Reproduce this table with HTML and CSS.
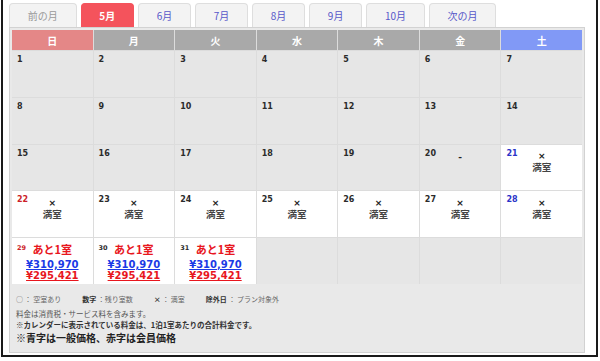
FILE: index.html
```
<!DOCTYPE html>
<html lang="ja">
<head>
<meta charset="utf-8">
<title>空室カレンダー</title>
<link rel="stylesheet" href="styles.css">
</head>
<body>
<div class="frame">
  <nav class="tabs">
    <a class="tab prev">前の月</a>
    <a class="tab active">5月</a>
    <a class="tab">6月</a>
    <a class="tab">7月</a>
    <a class="tab">8月</a>
    <a class="tab">9月</a>
    <a class="tab">10月</a>
    <a class="tab">次の月</a>
  </nav>
  <section class="cal">
    <div class="grid">
      <div class="hd sun">日</div>
      <div class="hd">月</div>
      <div class="hd">火</div>
      <div class="hd">水</div>
      <div class="hd">木</div>
      <div class="hd">金</div>
      <div class="hd sat">土</div>

      <div class="cell"><span class="num">1</span></div>
      <div class="cell"><span class="num">2</span></div>
      <div class="cell"><span class="num">3</span></div>
      <div class="cell"><span class="num">4</span></div>
      <div class="cell"><span class="num">5</span></div>
      <div class="cell"><span class="num">6</span></div>
      <div class="cell"><span class="num">7</span></div>

      <div class="cell"><span class="num">8</span></div>
      <div class="cell"><span class="num">9</span></div>
      <div class="cell"><span class="num">10</span></div>
      <div class="cell"><span class="num">11</span></div>
      <div class="cell"><span class="num">12</span></div>
      <div class="cell"><span class="num">13</span></div>
      <div class="cell"><span class="num">14</span></div>

      <div class="cell"><span class="num">15</span></div>
      <div class="cell"><span class="num">16</span></div>
      <div class="cell"><span class="num">17</span></div>
      <div class="cell"><span class="num">18</span></div>
      <div class="cell"><span class="num">19</span></div>
      <div class="cell"><span class="num">20</span><div class="body"><div class="mark dash">-</div></div></div>
      <div class="cell open"><span class="num sat">21</span><div class="body"><div class="mark">×</div><div class="full">満室</div></div></div>

      <div class="cell open"><span class="num sun">22</span><div class="body"><div class="mark">×</div><div class="full">満室</div></div></div>
      <div class="cell open"><span class="num">23</span><div class="body"><div class="mark">×</div><div class="full">満室</div></div></div>
      <div class="cell open"><span class="num">24</span><div class="body"><div class="mark">×</div><div class="full">満室</div></div></div>
      <div class="cell open"><span class="num">25</span><div class="body"><div class="mark">×</div><div class="full">満室</div></div></div>
      <div class="cell open"><span class="num">26</span><div class="body"><div class="mark">×</div><div class="full">満室</div></div></div>
      <div class="cell open"><span class="num">27</span><div class="body"><div class="mark">×</div><div class="full">満室</div></div></div>
      <div class="cell open"><span class="num sat">28</span><div class="body"><div class="mark">×</div><div class="full">満室</div></div></div>

      <div class="cell open"><span class="num small sun">29</span><div class="body"><div class="left">あと1室</div><a class="price general">¥310,970</a><a class="price member">¥295,421</a></div></div>
      <div class="cell open"><span class="num small">30</span><div class="body"><div class="left">あと1室</div><a class="price general">¥310,970</a><a class="price member">¥295,421</a></div></div>
      <div class="cell open"><span class="num small">31</span><div class="body"><div class="left">あと1室</div><a class="price general">¥310,970</a><a class="price member">¥295,421</a></div></div>
      <div class="cell"></div>
      <div class="cell"></div>
      <div class="cell"></div>
      <div class="cell"></div>
    </div>

    <div class="legend">
      <div class="keys">
        <span>○ ： 空室あり</span>
        <span><b>数字</b> ：残り室数</span>
        <span><b>×</b> ： 満室</span>
        <span><b>除外日</b> ： プラン対象外</span>
      </div>
      <p class="note">料金は消費税・サービス料を含みます。</p>
      <p class="note strong">※カレンダーに表示されている料金は、1泊1室あたりの合計料金です。</p>
      <p class="note big">※青字は一般価格、赤字は会員価格</p>
    </div>
  </section>
</div>
</body>
</html>
```
FILE: styles.css
```
body {
  margin: 0;
  background: #fff;
  font-family: "Noto Sans CJK JP", sans-serif;
}

.frame {
  margin-left: 1px;
  width: 597px;
  box-sizing: border-box;
  border: 2px solid #1a1a1a;
  border-top: 0;
  padding: 3px 0 2px 6px;
}

.tabs {
  display: flex;
  gap: 4px;
  height: 24px;
}

.tab {
  box-sizing: border-box;
  height: 24px;
  padding: 0 17.75px;
  border: 1px solid #dedede;
  border-bottom: 0;
  border-radius: 4px 4px 0 0;
  background: #f3f3f3;
  color: #5757c9;
  font-size: 10px;
  line-height: 23px;
  text-align: center;
  text-decoration: none;
  white-space: nowrap;
}

.tab.prev {
  color: #999;
}

.tab.active {
  background: #f4535c;
  border-color: #f4535c;
  color: #fff;
  font-weight: bold;
}

.cal {
  width: 576px;
  box-sizing: border-box;
  border: 1px solid #d2d2d2;
  background: #e9e9e9;
  padding: 2px 2px 7px;
}

.grid {
  display: grid;
  grid-template-columns: repeat(7, 1fr);
  grid-template-rows: 20px;
  grid-auto-rows: 45.8px;
  gap: 1px;
  background: #dcdcdc;
}

.hd {
  display: flex;
  align-items: center;
  justify-content: center;
  background: #a9a9a9;
  color: #fff;
  font-size: 10px;
  font-weight: bold;
}

.hd.sun {
  background: #e48787;
}

.hd.sat {
  background: #8199f6;
}

.cell {
  display: grid;
  grid-template-columns: 1fr auto 1fr;
  align-items: start;
  padding: 4px 5px 0;
  background: #e6e6e6;
}

.cell.open {
  background: #fff;
}

.num {
  grid-column: 1;
  grid-row: 1;
  justify-self: start;
  font: bold 8px/10px "DejaVu Sans", sans-serif;
  color: #2b2b2b;
}

.num.small {
  font-size: 6.5px;
  margin-top: 1px;
}

.num.sun {
  color: #cc1f2a;
}

.num.sat {
  color: #2a33c8;
}

.body {
  grid-column: 2;
  grid-row: 1;
  text-align: center;
  white-space: nowrap;
}

.mark {
  margin-top: 2.5px;
  font: bold 9px/11px "DejaVu Sans", sans-serif;
  color: #222;
}

.mark.dash {
  margin-top: 3px;
}

.full {
  font-size: 9.5px;
  line-height: 11px;
  font-weight: bold;
  color: #444;
}

.left {
  margin-top: 1px;
  font-size: 11px;
  line-height: 12px;
  font-weight: bold;
  color: #e8161d;
}

.price {
  display: block;
  font: bold 10px/11.5px "DejaVu Sans", sans-serif;
  text-decoration: underline;
}

.price.general {
  margin-top: 3.5px;
  color: #1b3ae6;
}

.price.member {
  color: #e8161d;
}

.legend {
  padding-left: 4px;
  color: #666;
}

.keys {
  display: flex;
  gap: 21px;
  margin-top: 10px;
  font-size: 7px;
  line-height: 11px;
  white-space: nowrap;
}

.keys b {
  color: #333;
}

.note {
  margin: 3px 0 0;
  font-size: 7.5px;
  line-height: 11px;
  color: #555;
}

.note.strong {
  margin-top: 0;
  font-weight: bold;
  color: #333;
}

.note.big {
  margin-top: 1.5px;
  font-size: 10px;
  line-height: 14px;
  font-weight: bold;
  color: #222;
}
```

▶ _Exercise instructions_
Transcribe the material as is, with images omitted.

▶ _Exercise result_
Reproduce this table with HTML and CSS.
FILE: index.html
```
<!DOCTYPE html>
<html lang="ja">
<head>
<meta charset="utf-8">
<title>空室カレンダー</title>
<link rel="stylesheet" href="styles.css">
</head>
<body>
<div class="frame">
  <nav class="tabs">
    <a class="tab prev">前の月</a>
    <a class="tab active">5月</a>
    <a class="tab">6月</a>
    <a class="tab">7月</a>
    <a class="tab">8月</a>
    <a class="tab">9月</a>
    <a class="tab">10月</a>
    <a class="tab">次の月</a>
  </nav>
  <section class="cal">
    <div class="grid">
      <div class="hd sun">日</div>
      <div class="hd">月</div>
      <div class="hd">火</div>
      <div class="hd">水</div>
      <div class="hd">木</div>
      <div class="hd">金</div>
      <div class="hd sat">土</div>

      <div class="cell"><span class="num">1</span></div>
      <div class="cell"><span class="num">2</span></div>
      <div class="cell"><span class="num">3</span></div>
      <div class="cell"><span class="num">4</span></div>
      <div class="cell"><span class="num">5</span></div>
      <div class="cell"><span class="num">6</span></div>
      <div class="cell"><span class="num">7</span></div>

      <div class="cell"><span class="num">8</span></div>
      <div class="cell"><span class="num">9</span></div>
      <div class="cell"><span class="num">10</span></div>
      <div class="cell"><span class="num">11</span></div>
      <div class="cell"><span class="num">12</span></div>
      <div class="cell"><span class="num">13</span></div>
      <div class="cell"><span class="num">14</span></div>

      <div class="cell"><span class="num">15</span></div>
      <div class="cell"><span class="num">16</span></div>
      <div class="cell"><span class="num">17</span></div>
      <div class="cell"><span class="num">18</span></div>
      <div class="cell"><span class="num">19</span></div>
      <div class="cell"><span class="num">20</span><div class="body"><div class="mark dash">-</div></div></div>
      <div class="cell open"><span class="num sat">21</span><div class="body"><div class="mark">×</div><div class="full">満室</div></div></div>

      <div class="cell open"><span class="num sun">22</span><div class="body"><div class="mark">×</div><div class="full">満室</div></div></div>
      <div class="cell open"><span class="num">23</span><div class="body"><div class="mark">×</div><div class="full">満室</div></div></div>
      <div class="cell open"><span class="num">24</span><div class="body"><div class="mark">×</div><div class="full">満室</div></div></div>
      <div class="cell open"><span class="num">25</span><div class="body"><div class="mark">×</div><div class="full">満室</div></div></div>
      <div class="cell open"><span class="num">26</span><div class="body"><div class="mark">×</div><div class="full">満室</div></div></div>
      <div class="cell open"><span class="num">27</span><div class="body"><div class="mark">×</div><div class="full">満室</div></div></div>
      <div class="cell open"><span class="num sat">28</span><div class="body"><div class="mark">×</div><div class="full">満室</div></div></div>

      <div class="cell open"><span class="num small sun">29</span><div class="body"><div class="left">あと1室</div><a class="price general">¥310,970</a><a class="price member">¥295,421</a></div></div>
      <div class="cell open"><span class="num small">30</span><div class="body"><div class="left">あと1室</div><a class="price general">¥310,970</a><a class="price member">¥295,421</a></div></div>
      <div class="cell open"><span class="num small">31</span><div class="body"><div class="left">あと1室</div><a class="price general">¥310,970</a><a class="price member">¥295,421</a></div></div>
      <div class="cell"></div>
      <div class="cell"></div>
      <div class="cell"></div>
      <div class="cell"></div>
    </div>

    <div class="legend">
      <div class="keys">
        <span>○ ： 空室あり</span>
        <span><b>数字</b> ：残り室数</span>
        <span><b>×</b> ： 満室</span>
        <span><b>除外日</b> ： プラン対象外</span>
      </div>
      <p class="note">料金は消費税・サービス料を含みます。</p>
      <p class="note strong">※カレンダーに表示されている料金は、1泊1室あたりの合計料金です。</p>
      <p class="note big">※青字は一般価格、赤字は会員価格</p>
    </div>
  </section>
</div>
</body>
</html>
```
FILE: styles.css
```
body {
  margin: 0;
  background: #fff;
  font-family: "Noto Sans CJK JP", sans-serif;
}

.frame {
  margin-left: 1px;
  width: 597px;
  box-sizing: border-box;
  border: 2px solid #1a1a1a;
  border-top: 0;
  padding: 3px 0 2px 6px;
}

.tabs {
  display: flex;
  gap: 4px;
  height: 24px;
}

.tab {
  box-sizing: border-box;
  height: 24px;
  padding: 0 17.75px;
  border: 1px solid #dedede;
  border-bottom: 0;
  border-radius: 4px 4px 0 0;
  background: #f3f3f3;
  color: #5757c9;
  font-size: 10px;
  line-height: 23px;
  text-align: center;
  text-decoration: none;
  white-space: nowrap;
}

.tab.prev {
  color: #999;
}

.tab.active {
  background: #f4535c;
  border-color: #f4535c;
  color: #fff;
  font-weight: bold;
}

.cal {
  width: 576px;
  box-sizing: border-box;
  border: 1px solid #d2d2d2;
  background: #e9e9e9;
  padding: 2px 2px 7px;
}

.grid {
  display: grid;
  grid-template-columns: repeat(7, 1fr);
  grid-template-rows: 20px;
  grid-auto-rows: 45.8px;
  gap: 1px;
  background: #dcdcdc;
}

.hd {
  display: flex;
  align-items: center;
  justify-content: center;
  background: #a9a9a9;
  color: #fff;
  font-size: 10px;
  font-weight: bold;
}

.hd.sun {
  background: #e48787;
}

.hd.sat {
  background: #8199f6;
}

.cell {
  display: grid;
  grid-template-columns: 1fr auto 1fr;
  align-items: start;
  padding: 4px 5px 0;
  background: #e6e6e6;
}

.cell.open {
  background: #fff;
}

.num {
  grid-column: 1;
  grid-row: 1;
  justify-self: start;
  font: bold 8px/10px "DejaVu Sans", sans-serif;
  color: #2b2b2b;
}

.num.small {
  font-size: 6.5px;
  margin-top: 1px;
}

.num.sun {
  color: #cc1f2a;
}

.num.sat {
  color: #2a33c8;
}

.body {
  grid-column: 2;
  grid-row: 1;
  text-align: center;
  white-space: nowrap;
}

.mark {
  margin-top: 2.5px;
  font: bold 9px/11px "DejaVu Sans", sans-serif;
  color: #222;
}

.mark.dash {
  margin-top: 3px;
}

.full {
  font-size: 9.5px;
  line-height: 11px;
  font-weight: bold;
  color: #444;
}

.left {
  margin-top: 1px;
  font-size: 11px;
  line-height: 12px;
  font-weight: bold;
  color: #e8161d;
}

.price {
  display: block;
  font: bold 10px/11.5px "DejaVu Sans", sans-serif;
  text-decoration: underline;
}

.price.general {
  margin-top: 3.5px;
  color: #1b3ae6;
}

.price.member {
  color: #e8161d;
}

.legend {
  padding-left: 4px;
  color: #666;
}

.keys {
  display: flex;
  gap: 21px;
  margin-top: 10px;
  font-size: 7px;
  line-height: 11px;
  white-space: nowrap;
}

.keys b {
  color: #333;
}

.note {
  margin: 3px 0 0;
  font-size: 7.5px;
  line-height: 11px;
  color: #555;
}

.note.strong {
  margin-top: 0;
  font-weight: bold;
  color: #333;
}

.note.big {
  margin-top: 1.5px;
  font-size: 10px;
  line-height: 14px;
  font-weight: bold;
  color: #222;
}
```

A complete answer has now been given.